Reproduce the listing word for word, leaving every picture behind.

[START]

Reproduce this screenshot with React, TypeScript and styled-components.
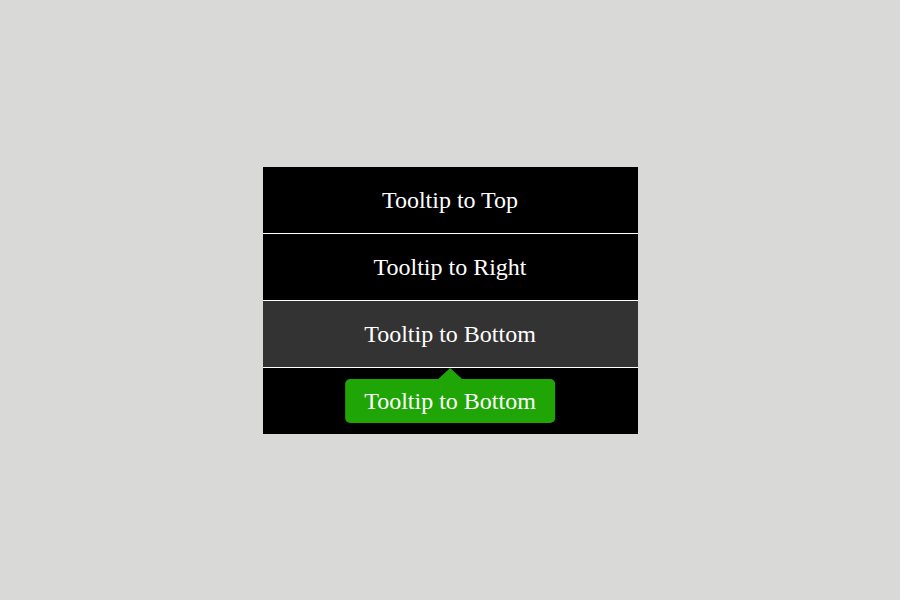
import React from "react";
import styled, { createGlobalStyle } from "styled-components";

const GlobalStyle = createGlobalStyle`
  html, body {
    margin: 0;
    padding: 0;
    background: #d9d9d8;
  }
`;

const Page = styled.div`
  width: 900px;
  height: 600px;
  display: flex;
  align-items: center;
  justify-content: center;
  font-family: "Liberation Serif", "Times New Roman", serif;
`;

const List = styled.ul`
  list-style: none;
  margin: 0;
  padding: 0;
  width: 375px;
  display: flex;
  flex-direction: column;
  gap: 1px;
  background: #ffffff;
`;

const Item = styled.li<{ $active?: boolean }>`
  position: relative;
  box-sizing: border-box;
  height: 66px;
  padding-top: 2px;
  display: flex;
  align-items: center;
  justify-content: center;
  background: ${(p) => (p.$active ? "#333333" : "#000000")};
  color: #ffffff;
  font-size: 24px;
`;

const Tooltip = styled.span`
  position: absolute;
  top: calc(100% + 12px);
  left: 50%;
  transform: translateX(-50%);
  z-index: 2;
  white-space: nowrap;
  background: #1fa606;
  color: #ffffff;
  font-size: 24px;
  line-height: 28px;
  padding: 8px 19px;
  border-radius: 5px;

  &::before {
    content: "";
    position: absolute;
    bottom: 100%;
    left: 50%;
    transform: translateX(-50%);
    border-left: 12px solid transparent;
    border-right: 12px solid transparent;
    border-bottom: 11px solid #1fa606;
  }
`;

const items = [
  { label: "Tooltip to Top" },
  { label: "Tooltip to Right" },
  { label: "Tooltip to Bottom", tip: "Tooltip to Bottom", active: true },
  { label: "" },
];

export default function App() {
  return (
    <>
      <GlobalStyle />
      <Page>
        <List>
          {items.map((it, i) => (
            <Item key={i} $active={it.active}>
              {it.label}
              {it.tip && <Tooltip>{it.tip}</Tooltip>}
            </Item>
          ))}
        </List>
      </Page>
    </>
  );
}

[END]

▶ _Answer to this problem_:
Reproduce this screenshot with React, TypeScript and styled-components.
import React from "react";
import styled, { createGlobalStyle } from "styled-components";

const GlobalStyle = createGlobalStyle`
  html, body {
    margin: 0;
    padding: 0;
    background: #d9d9d8;
  }
`;

const Page = styled.div`
  width: 900px;
  height: 600px;
  display: flex;
  align-items: center;
  justify-content: center;
  font-family: "Liberation Serif", "Times New Roman", serif;
`;

const List = styled.ul`
  list-style: none;
  margin: 0;
  padding: 0;
  width: 375px;
  display: flex;
  flex-direction: column;
  gap: 1px;
  background: #ffffff;
`;

const Item = styled.li<{ $active?: boolean }>`
  position: relative;
  box-sizing: border-box;
  height: 66px;
  padding-top: 2px;
  display: flex;
  align-items: center;
  justify-content: center;
  background: ${(p) => (p.$active ? "#333333" : "#000000")};
  color: #ffffff;
  font-size: 24px;
`;

const Tooltip = styled.span`
  position: absolute;
  top: calc(100% + 12px);
  left: 50%;
  transform: translateX(-50%);
  z-index: 2;
  white-space: nowrap;
  background: #1fa606;
  color: #ffffff;
  font-size: 24px;
  line-height: 28px;
  padding: 8px 19px;
  border-radius: 5px;

  &::before {
    content: "";
    position: absolute;
    bottom: 100%;
    left: 50%;
    transform: translateX(-50%);
    border-left: 12px solid transparent;
    border-right: 12px solid transparent;
    border-bottom: 11px solid #1fa606;
  }
`;

const items = [
  { label: "Tooltip to Top" },
  { label: "Tooltip to Right" },
  { label: "Tooltip to Bottom", tip: "Tooltip to Bottom", active: true },
  { label: "" },
];

export default function App() {
  return (
    <>
      <GlobalStyle />
      <Page>
        <List>
          {items.map((it, i) => (
            <Item key={i} $active={it.active}>
              {it.label}
              {it.tip && <Tooltip>{it.tip}</Tooltip>}
            </Item>
          ))}
        </List>
      </Page>
    </>
  );
}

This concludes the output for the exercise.